Começava aquilo que para nós era uma festa. Pés lavados na água fria, descalços saltávamos lá para dentro. Pisávamos as uvas num frenesim danado, acompanhados pelos homens, eles de botas de água bem lavadas também.

O mosto negro escorria generosamente para dentro da tina, passando por um coador improvisado feito com um cesto de mão, em vime, que guardava os restos de bagaço que iam lá parar.

De vez em quando matávamos a sede com um pouco de mosto e os homens com o pote de madeira iam enchendo os barris que num equilíbrio fantástico eram transportados bem encostadinhos ao pescoço até chegar à beira da pipa.

Juntavam-se os amigos e a família de copo na mão, enchido diretamente da pipa. A prova do vinho era um pretexto para os encontros e reencontros, para as amizades e convívios, mas também uma forma de sustento das famílias; um rendimento que depois de recebido, era tenteado até à próxima colheita.

Outros, no lagar, para que nada se perdesse juntavam pacientemente os engaços, pondo em peso todo o bagaço arrumando-o numa torre cilíndrica. Uma corda feita de espadanas, recorrendo a um pau fixo no chão, com três ganchos fincados onde se torciam as espadanas como se faziam os cabos de cebolas , era atada a toda a volta, apertando-a e começava a ver-se o mosto a escorrer novamente.

Da vara rudimentar de pinheiro, carvalho ou eucalipto pendia o chincho, parecendo um cesto de ferro, que recebia as pedras para que a vara descesse, assente nos malhais postos sobre o bagaço. Para que não ficasse lá nenhum mosto. E para que nada se perdesse, aquele bagaço era repisado. Depois desfaziam aquela torre e o bagaço era todo esfarelado. Sobre ele deitava-se açúcar e água para fazer água pé. Ia novamente a peso, para escorrer até à última gota. A água pé era guardada em vasilhas de dois ou três barris e bebida após duas ou três semanas.

Na pipa, antes bem lavada e enxugada pelo efeito da mecha que era colocada, ardendo dependurada num arame, estava o mosto. Tapava-se a pipa com uma folha de vinha, durante um mês, um mês e tal, até parar de ferver. Era tapado então com o batoque de cortiça, muitas vezes com um bocado de saca de serapilheira enrolado para vedar bem. A torneira ou o torno eram vedados com palha seca de bananeira.

Depois de ferver, o vinho estava ainda rijo, picante; tinha que descansar até ficar macio.

Aguentava assim pelo menos até ao São Martinho, altura em que era provado ou até ao Natal, nalguns casos, quando matavam o porco.

Juntavam-se os amigos e a família de copo na mão, enchido diretamente da pipa.

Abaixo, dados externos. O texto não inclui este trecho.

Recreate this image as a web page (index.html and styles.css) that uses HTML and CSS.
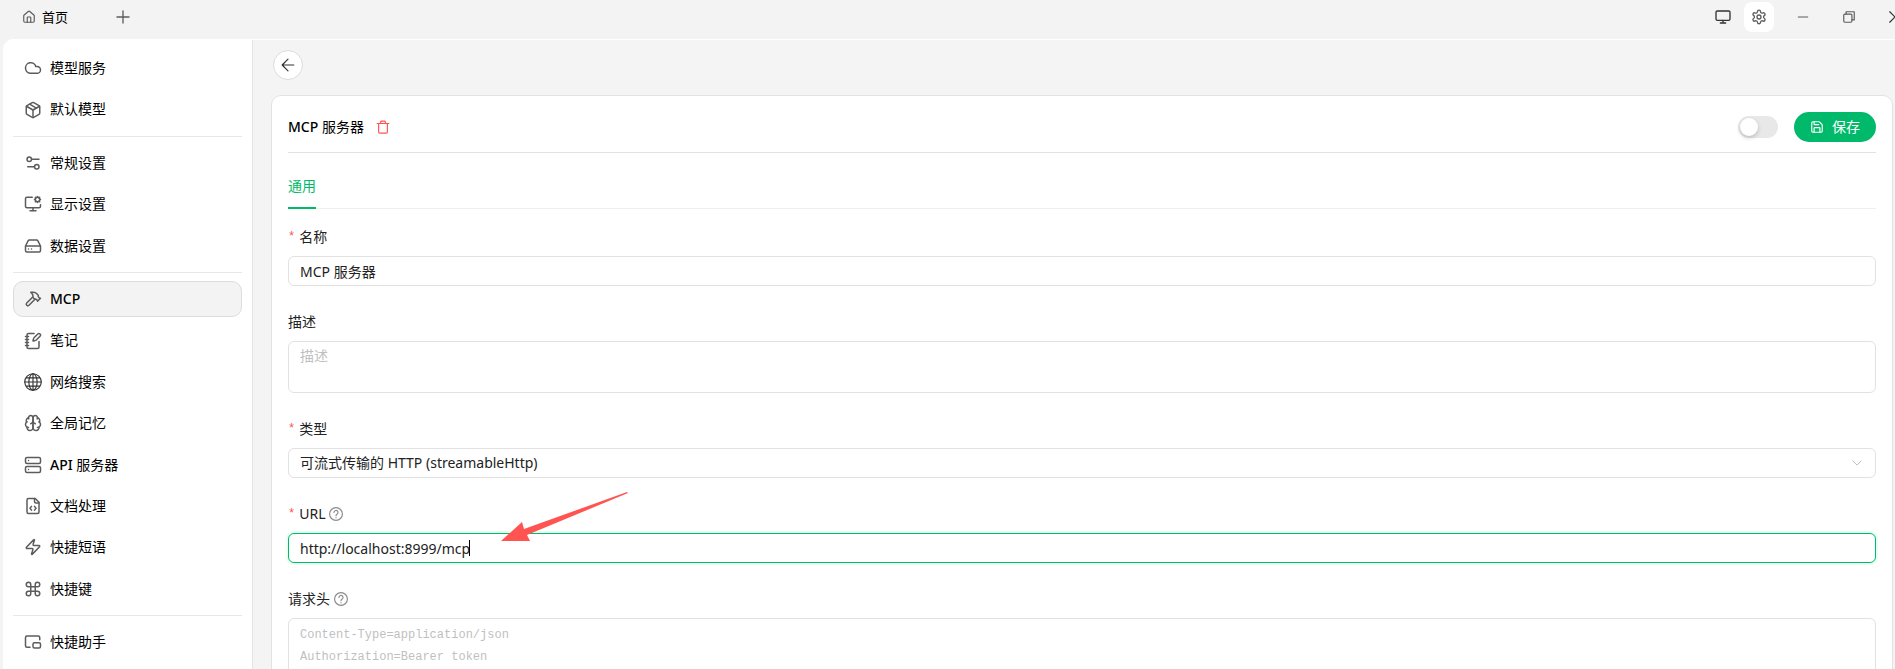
FILE: index.html
```html
<!DOCTYPE html>
<html lang="zh-CN">
<head>
<meta charset="utf-8">
<title>MCP 服务器</title>
<link rel="stylesheet" href="styles.css">
</head>
<body>
<header class="titlebar">
  <button class="tab-home" type="button">
    <svg class="icon i14" viewBox="0 0 24 24"><path d="M15 21v-8a1 1 0 0 0-1-1h-4a1 1 0 0 0-1 1v8"/><path d="M3 10a2 2 0 0 1 .7-1.5l7-6a2 2 0 0 1 2.6 0l7 6A2 2 0 0 1 21 10v9a2 2 0 0 1-2 2H5a2 2 0 0 1-2-2z"/></svg>
    <span>首页</span>
  </button>
  <button class="tab-add" type="button" aria-label="新建标签">
    <svg class="icon i16" viewBox="0 0 24 24"><path d="M3 12h18M12 3v18"/></svg>
  </button>
  <div class="title-tools">
    <button class="tool" type="button" aria-label="显示">
      <svg class="icon dark i16" viewBox="0 0 24 24"><rect x="1.500" y="3" width="21" height="14" rx="2"/><path d="M8 21h8M12 17v4"/></svg>
    </button>
    <button class="tool tool-active" type="button" aria-label="设置">
      <svg class="icon i16" viewBox="0 0 24 24"><path d="M9.700 4.100a2.300 2.300 0 0 1 4.600 0 2.300 2.300 0 0 0 3.300 1.900 2.300 2.300 0 0 1 2.300 4 2.300 2.300 0 0 0 0 3.900 2.300 2.300 0 0 1-2.300 4 2.300 2.300 0 0 0-3.300 1.900 2.300 2.300 0 0 1-4.600 0 2.300 2.300 0 0 0-3.300-1.900 2.300 2.300 0 0 1-2.300-4 2.300 2.300 0 0 0 0-3.900 2.300 2.300 0 0 1 2.300-4 2.300 2.300 0 0 0 3.300-1.900"/><circle cx="12" cy="12" r="3"/></svg>
    </button>
    <div class="window-controls">
      <button type="button" aria-label="最小化"><svg class="icon i14" viewBox="0 0 24 24"><path d="M4 12h16"/></svg></button>
      <button type="button" aria-label="还原"><svg class="icon i14" viewBox="0 0 24 24"><rect x="3" y="7" width="14" height="14" rx="2"/><path d="M7 7V3h14v14h-4"/></svg></button>
      <button type="button" aria-label="关闭"><svg class="icon dark i14" viewBox="0 0 24 24"><path d="M3 3l18 18M21 3L3 21"/></svg></button>
    </div>
  </div>
</header>

<div class="workspace">
  <nav class="sidebar">
    <a class="nav-item" href="#"><svg class="icon i18" viewBox="0 0 24 24"><path d="M17.500 19H9a7 7 0 1 1 6.710-9h1.790a4.500 4.500 0 1 1 0 9Z"/></svg>模型服务</a>
    <a class="nav-item" href="#"><svg class="icon i18" viewBox="0 0 24 24"><path d="M11 21.730a2 2 0 0 0 2 0l7-4A2 2 0 0 0 21 16V8a2 2 0 0 0-1-1.730l-7-4a2 2 0 0 0-2 0l-7 4A2 2 0 0 0 3 8v8a2 2 0 0 0 1 1.730z"/><path d="M12 22V12"/><path d="M3.300 7L12 12l8.700-5"/><path d="M7.500 4.270l9 5.150"/></svg>默认模型</a>
    <hr class="nav-divider">
    <a class="nav-item" href="#"><svg class="icon i18" viewBox="0 0 24 24"><path d="M20 7h-9M14 17H5"/><circle cx="17" cy="17" r="3"/><circle cx="7" cy="7" r="3"/></svg>常规设置</a>
    <a class="nav-item" href="#"><svg class="icon i18" viewBox="0 0 24 24"><path d="M12 17v4M8 21h8M22 13v2a2 2 0 0 1-2 2H4a2 2 0 0 1-2-2V5a2 2 0 0 1 2-2h7"/><circle cx="18" cy="6" r="3"/><path d="M18 3V2M18 10V9M21 6h1M14 6h1M20.100 3.900l.8-.8M15.100 8.900l.8-.8M20.100 8.100l.8.8M15.100 3.100l.8.8"/></svg>显示设置</a>
    <a class="nav-item" href="#"><svg class="icon i18" viewBox="0 0 24 24"><path d="M22 12H2M5.450 5.110L2 12v6a2 2 0 0 0 2 2h16a2 2 0 0 0 2-2v-6l-3.450-6.890A2 2 0 0 0 16.760 4H7.240a2 2 0 0 0-1.790 1.110zM6 16h.01M10 16h.01"/></svg>数据设置</a>
    <hr class="nav-divider">
    <a class="nav-item nav-current" href="#" aria-current="page"><svg class="icon i18" viewBox="0 0 24 24"><path d="M15 12l-8.373 8.373a1 1 0 1 1-3-3L12 9M18 15l4-4M21.500 11.500l-1.914-1.914A2 2 0 0 1 19 8.172V7l-2.260-2.260a6 6 0 0 0-4.202-1.756L9 2.960l.920.820A6.180 6.180 0 0 1 12 8.400V10l2 2h1.172a2 2 0 0 1 1.414.586L18.500 14.500"/></svg><span class="latin">MCP</span></a>
    <a class="nav-item" href="#"><svg class="icon i18" viewBox="0 0 24 24"><path d="M13.400 2H6a2 2 0 0 0-2 2v16a2 2 0 0 0 2 2h12a2 2 0 0 0 2-2v-7.400M2 6h4M2 10h4M2 14h4M2 18h4"/><path d="M21.378 5.626a1 1 0 1 0-3.004-3.004l-5.010 5.012a2 2 0 0 0-.506.854l-.837 2.870a.5.5 0 0 0 .620.620l2.870-.837a2 2 0 0 0 .854-.506z"/></svg>笔记</a>
    <a class="nav-item" href="#"><svg class="icon dark fine i18" viewBox="0 0 24 24"><circle cx="12" cy="12" r="11"/><ellipse cx="12" cy="12" rx="5.500" ry="11"/><path d="M12 1v22M1 12h22M3 6.500h18M3 17.500h18"/></svg>网络搜索</a>
    <a class="nav-item" href="#"><svg class="icon i18" viewBox="0 0 24 24"><path d="M12 5a3 3 0 1 0-5.997.125 4 4 0 0 0-2.526 5.770 4 4 0 0 0 .556 6.588A4 4 0 1 0 12 18Z"/><path d="M12 5a3 3 0 1 1 5.997.125 4 4 0 0 1 2.526 5.770 4 4 0 0 1-.556 6.588A4 4 0 1 1 12 18Z"/><path d="M15 13a4.500 4.500 0 0 1-3-4 4.500 4.500 0 0 1-3 4M17.599 6.500a3 3 0 0 0 .399-1.375M6.003 5.125A3 3 0 0 0 6.401 6.500M3.477 10.896a4 4 0 0 1 .585-.396M19.938 10.500a4 4 0 0 1 .585.396M6 18a4 4 0 0 1-1.967-.516M19.967 17.484A4 4 0 0 1 18 18"/></svg>全局记忆</a>
    <a class="nav-item" href="#"><svg class="icon i18" viewBox="0 0 24 24"><rect x="2" y="2" width="20" height="8" rx="2"/><rect x="2" y="14" width="20" height="8" rx="2"/><path d="M6 6h.01M6 18h.01"/></svg><span><span class="latin">API</span> 服务器</span></a>
    <a class="nav-item" href="#"><svg class="icon i18" viewBox="0 0 24 24"><path d="M15 2H6a2 2 0 0 0-2 2v16a2 2 0 0 0 2 2h12a2 2 0 0 0 2-2V7Z"/><path d="M14 2v4a2 2 0 0 0 2 2h4M10 12.500L8 15l2 2.500M14 12.500l2 2.500-2 2.500"/></svg>文档处理</a>
    <a class="nav-item" href="#"><svg class="icon i18" viewBox="0 0 24 24"><path d="M4 14a1 1 0 0 1-.780-1.630l9.900-10.200a.5.5 0 0 1 .860.460l-1.920 6.020A1 1 0 0 0 13 10h7a1 1 0 0 1 .780 1.630l-9.900 10.200a.5.5 0 0 1-.860-.460l1.920-6.020A1 1 0 0 0 11 14z"/></svg>快捷短语</a>
    <a class="nav-item" href="#"><svg class="icon i18" viewBox="0 0 24 24"><path d="M15 6v12a3 3 0 1 0 3-3H6a3 3 0 1 0 3 3V6a3 3 0 1 0-3 3h12a3 3 0 1 0-3-3"/></svg>快捷键</a>
    <hr class="nav-divider">
    <a class="nav-item" href="#"><svg class="icon i18" viewBox="0 0 24 24"><path d="M21 9V6a2 2 0 0 0-2-2H4a2 2 0 0 0-2 2v11a2 2 0 0 0 2 2h4"/><rect x="12" y="13" width="10" height="7" rx="2"/></svg>快捷助手</a>
  </nav>

  <main class="content">
    <button class="back" type="button" aria-label="返回">
      <svg class="icon dark i14" viewBox="0 0 24 24"><path d="M12 2L2 12l10 10M2 12h20"/></svg>
    </button>
    <section class="card">
      <div class="card-head">
        <h1 class="card-title"><span class="latin">MCP</span> 服务器</h1>
        <button class="delete" type="button" aria-label="删除">
          <svg class="icon danger i14" viewBox="0 0 24 24"><path d="M2 6h20M4.500 6v14.500a2 2 0 0 0 2 2h11a2 2 0 0 0 2-2V6M8 6V3.500A1.500 1.500 0 0 1 9.500 2h5A1.500 1.500 0 0 1 16 3.500V6"/></svg>
        </button>
        <input class="switch" type="checkbox" role="switch" aria-label="启用">
        <button class="save" type="button">
          <svg class="icon light i14" viewBox="0 0 24 24"><path d="M15.200 3a2 2 0 0 1 1.400.6l3.800 3.800a2 2 0 0 1 .6 1.400V19a2 2 0 0 1-2 2H5a2 2 0 0 1-2-2V5a2 2 0 0 1 2-2z"/><path d="M17 21v-7a1 1 0 0 0-1-1H8a1 1 0 0 0-1 1v7M7 3v4a1 1 0 0 0 1 1h7"/></svg>
          保存
        </button>
      </div>
      <div class="tabs" role="tablist">
        <button class="tab" type="button" role="tab" aria-selected="true">通用</button>
      </div>
      <form class="form">
        <div class="field">
          <label class="label required" for="name">名称</label>
          <input class="control" id="name" type="text" value="MCP 服务器">
        </div>
        <div class="field">
          <label class="label" for="desc">描述</label>
          <textarea class="control area" id="desc" rows="2" placeholder="描述"></textarea>
        </div>
        <div class="field">
          <label class="label required" for="type">类型</label>
          <div class="select-box">
            <select class="control" id="type"><option>可流式传输的 HTTP (streamableHttp)</option></select>
            <svg class="icon chevron" viewBox="0 0 24 24"><path d="M2 7l10 10L22 7"/></svg>
          </div>
        </div>
        <div class="field">
          <label class="label required" for="url">URL
            <svg class="icon help i14" viewBox="0 0 24 24"><circle cx="12" cy="12" r="11"/><path d="M8.500 9.500a3.500 3.500 0 1 1 5.200 3c-1.200.7-1.700 1.200-1.700 2.500M12 18v.5"/></svg>
          </label>
          <input class="control focused" id="url" type="text" value="http://localhost:8999/mcp">
          <span class="caret"></span>
          <svg class="arrow" viewBox="0 0 127 50"><path d="M0 49L21 30L23 37L126 0L127 1L26 43L29 49Z"/></svg>
        </div>
        <div class="field">
          <label class="label" for="headers">请求头
            <svg class="icon help i14" viewBox="0 0 24 24"><circle cx="12" cy="12" r="11"/><path d="M8.500 9.500a3.500 3.500 0 1 1 5.200 3c-1.200.7-1.700 1.200-1.700 2.500M12 18v.5"/></svg>
          </label>
          <textarea class="control area mono" id="headers" rows="4" placeholder="Content-Type=application/json&#10;Authorization=Bearer token"></textarea>
        </div>
      </form>
    </section>
  </main>
</div>
</body>
</html>
```
FILE: styles.css
```css
* {
  box-sizing: border-box;
}

body {
  margin: 0;
  height: 100vh;
  display: flex;
  flex-direction: column;
  overflow: hidden;
  background: #f3f3f3;
  color: #000;
  font-family: "Noto Sans", "Noto Sans CJK SC", sans-serif;
  font-size: 14px;
  line-height: 22px;
}

button,
input,
select,
textarea {
  font: inherit;
  color: inherit;
  margin: 0;
}

button {
  display: flex;
  align-items: center;
  justify-content: center;
  padding: 0;
  border: 0;
  background: none;
}

.icon {
  flex: none;
  fill: none;
  stroke: #5c5c5c;
  stroke-width: 2;
  stroke-linecap: round;
  stroke-linejoin: round;
}

.i14 { width: 14px; height: 14px; }
.i16 { width: 16px; height: 16px; }
.i18 { width: 18px; height: 18px; }
.dark { stroke: #333; }
.fine { stroke-width: 1.5; }
.danger { stroke: #ff5452; }
.light { stroke: #fff; }

.latin {
  font-weight: 500;
}

/* Title bar */
.titlebar {
  flex: none;
  display: flex;
  align-items: center;
  height: 39px;
  padding: 0 0 5px 22px;
  overflow: hidden;
}

.tab-home {
  gap: 6px;
  font-size: 13px;
}

.tab-add {
  width: 30px;
  height: 30px;
  margin-left: 40px;
}

.title-tools {
  display: flex;
  align-items: center;
  gap: 6px;
  margin-left: auto;
  margin-right: -23px;
}

.tool {
  width: 30px;
  height: 30px;
  border-radius: 8px;
}

.tool-active {
  background: #fff;
}

.window-controls {
  display: flex;
}

.window-controls button {
  width: 46px;
  height: 30px;
}

/* Body */
.workspace {
  flex: 1;
  display: flex;
  min-height: 0;
  margin-left: 3px;
  border-top: 1px solid #fff;
  border-top-left-radius: 10px;
  overflow: hidden;
}

.sidebar {
  flex: none;
  display: flex;
  flex-direction: column;
  gap: 5px;
  width: 250px;
  padding: 10px;
  border-right: 1px solid #e4e4e4;
  background: #fff;
  overflow: hidden;
}

.nav-item {
  flex: none;
  display: flex;
  align-items: center;
  gap: 8px;
  padding: 6px 10px;
  border: 1px solid transparent;
  border-radius: 10px;
  color: #000;
  line-height: 1.6;
  text-decoration: none;
}

.nav-current {
  border-color: #dcdcdc;
  background: #f3f3f3;
}

.nav-divider {
  flex: none;
  width: 100%;
  height: 1px;
  margin: 3px 0;
  border: 0;
  background: #e8e8e8;
}

.content {
  flex: 1;
  min-width: 0;
  padding: 10px 2px 0 18px;
  background: #f4f4f4;
  overflow: hidden;
}

.back {
  width: 30px;
  height: 30px;
  margin: 0 0 15px 2px;
  border: 1px solid #dcdcdc;
  border-radius: 50%;
  background: #fff;
}

.card {
  padding: 16px;
  border: 1px solid #e2e2e2;
  border-radius: 10px;
  background: #fff;
}

.card-head {
  display: flex;
  align-items: center;
  padding-bottom: 10px;
  border-bottom: 1px solid #e2e2e2;
}

.card-title {
  margin: 0;
  font-size: 14px;
  font-weight: 400;
}

.delete {
  margin-left: 12px;
}

.switch {
  appearance: none;
  display: flex;
  width: 40px;
  height: 22px;
  margin: 0 16px 0 auto;
  padding: 2px;
  border-radius: 11px;
  background: #e8e8e8;
}

.switch::before {
  content: "";
  width: 18px;
  height: 18px;
  border-radius: 50%;
  background: #fff;
  box-shadow: 0 2px 4px rgba(0, 35, 11, 0.2);
}

.save {
  gap: 8px;
  height: 30px;
  padding: 0 16px;
  border-radius: 15px;
  background: #00b96b;
  color: #fff;
}

.tabs {
  display: flex;
  margin-bottom: 17px;
  padding-top: 12px;
  box-shadow: inset 0 -1px #efefef;
}

.tab {
  height: 44px;
  border-bottom: 2px solid #00b96b;
  color: #00b96b;
}

/* Form */
.form {
  color: #222;
}

.field {
  position: relative;
  margin-bottom: 25px;
}

.label {
  display: flex;
  align-items: center;
  gap: 4px;
  padding-bottom: 8px;
}

.required::before {
  content: "*";
  color: #ff4d4f;
  font-family: "Liberation Mono", monospace;
  font-size: 12px;
}

.help {
  stroke: #8c8c8c;
}

.control {
  display: block;
  width: 100%;
  height: 30px;
  padding: 3px 11px;
  border: 1px solid #e2e2e2;
  border-radius: 6px;
  outline: 0;
  background: #fff;
  appearance: none;
}

.control::placeholder {
  color: #bfbfbf;
}

.area {
  height: auto;
  resize: none;
}

.mono {
  padding-top: 5px;
  font-family: "Liberation Mono", "Noto Sans CJK SC", monospace;
  font-size: 12px;
}

.focused {
  border-color: #00b96b;
  box-shadow: 0 0 0 2px rgba(5, 255, 105, 0.1);
}

.select-box {
  position: relative;
}

.chevron {
  position: absolute;
  top: 10px;
  right: 14px;
  width: 10px;
  height: 10px;
  stroke: #b0b0b0;
}

.caret {
  position: absolute;
  left: 181px;
  bottom: 7px;
  width: 1px;
  height: 16px;
  background: #000;
}

.arrow {
  position: absolute;
  left: 213px;
  bottom: 21px;
  width: 127px;
  height: 50px;
  fill: #ff5452;
}
```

A prova do vinho era um pretexto para os encontros e reencontros, para as amizades e convívios, mas também uma forma de sustento das famílias; um rendimento que depois de recebido, era tenteado até à próxima colheita.

As uvas continuam a ser uma fonte de rendimento para algumas famílias e as vindimas continuam com a mesma intensidade de outrora, mas já pouco se produz o jaqué, o americano e o herbemon substituídas por outras castas, em grande parte pela malvasia.

Malvasia, uma casta que em são Jorge encontrou as condições ideais para produzir. Principalmente nas encostas do Farrobo. Especial. A Malvasia de São Jorge.